I can get to 4 of the 6 nuts fairly easily. They are on exhaust flanges along the bottom of the car. If these break off on me I think I can grind, cut, or chisel my way to success. It’s the two nuts on the flange halfway up the firewall side of the engine that are hard to SEE, let alone get a socket on, and this may be what ultimately stops me! But maybe with the right combination of swivel, universal, extension, breaker bar, etc. it’s doable. Sometimes ANGLE is everything!

Rod Knox:

I think I’ve decided the torch is out of the question now (at least for ME). If the 6-point sockets, extensions, swivels, universals, etc. don’t do the trick, then I’ll try the electric impact wrench or invest in an air impact wrench for my compressor and/or a Dremel cutting tool.

Thanks for your help. I’ll let you know how it turns out!

Fire can be your friend or it can burn your garage down.

You have to be smart when applying heat to a vehicle. First look for possible leaking fluids that can ignite. Such as oils and grease. Look for any rubber/plastic components that can be damaged or burned by heat. Sometimes things will need to be sheilded from the heat. Welding blankets, sheet metal, or Kevlar pieces are used to protect those components. Or taking a piece of pipe clamped in ViceGrips where you can shoot the flame right on the bolt/nut will protect those components.

If you don’t try doing something you never learn.

At one point man said, “Fire! Bring back cave!”

Tester

If you have the largest horizontal tank unit that Harbor Freight sells, than you can definitely drive any air tool you can buy for as long as you need to. I love that place. They have REAL tools.

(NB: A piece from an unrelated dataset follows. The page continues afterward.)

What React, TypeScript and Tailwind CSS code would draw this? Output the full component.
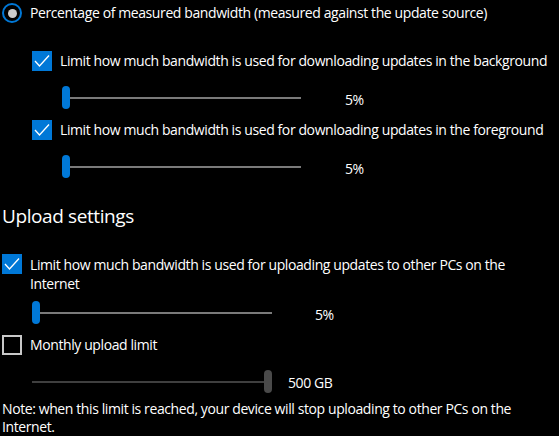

I used a torch on these things all the time years ago. For a first time user I would advise against it. Also forget the propane. oxy/acy is the only way to go

You need some quality tools and an impact wrench and you’ll be fine. Spray the rear flange nuts with a good penetrating oil. You need a 15mm semi-deep wobbly impact socket like this one: http://www.ebay.com/itm/Snap-1-2-Drive-15mm-Impact-Swivel-Flex-Universal-Socket-IPLM15B-Tight-/251176191381?pt=Motors_Automotive_Tools&vxp=mtr&hash=item3a7b448595, a good stout extension (not the Pittsburgh kind that will twist before turning the socket), and an impact wrench. They’ll come right off.

I don’t think a dremel is going to do much on rusted bolts. A 4 1/2" angle grinder with a cutting disk mounted on it will cut very quickly where you can get it in.

If you can get in with a 4 1/2 die grinder, then you’d use that, of course.
If you can’t get in a particular tight spot, a dremel with a cut off disk is surprisingly effective. They have these quick change cut off disks now that are great, albeit spendy.

I too have used a dremel in tight places. I can testify to their effectiveness. Not as fast as a grinder with a disc, but one heck of a lot better than a hacksaw!

C’mon guys, there is something inherently masculine about using oxy-acetylene fire wrenches! The risk of explosion, consequential damage from the flame, the bright light, molten metal down your sleeve…. I had a buddy who would fire his up just to light a cigarette!

Nothing alarmed me more than one friend who bought his set up on a budget. When I spotted he had no flashback arrestors, I was outta there! I like danger as much as the next guy but there’s a limit.

Propane is almost useless IMO. MAPP gas is better in almost every way and the cost difference isn’t even worth discussing. Consider that the lowest level of flame wrench if you’re operating on budget.

Heat is best (and lots of it) but if the conditions aren’t right, then it’s liquid penetrant and torque followed by mechanical destruction as a last resort in my play book…

MAPP gas burns hotter than regular propane because it has acetyline added to it, but if one is just trying to heat something up to expand it, I’m not sure that’s a good thing. I suppose it’s just preference. Having done some plumbing, a have propane handy.

But the truth is that I agree that using open flames of any kind is a risk to be avoided unless absolutely necessary.

I have an oxy-acetyline torch that is really nice but you have to be careful with it because it gets everything hot and bothered.

This may be a little overkill but it does work like a charm:
Last year I bought an all-in-one plasma cutter that has a small compressor in its box. It is super convenient since it is small and portable. It isn’t a super high power flavor but it works great on sheet metal. I use it to make panels on my vintage cars.
Its heat is highly directive. I can cut sheetmetal with a wooden straight edge without lighting the wood on fire so that gave the the idea to use it to get hardware off.
To get a stripped nut off, you can slice a deep groove into the nut and then break the thing loose (or just break it in half) with a punch.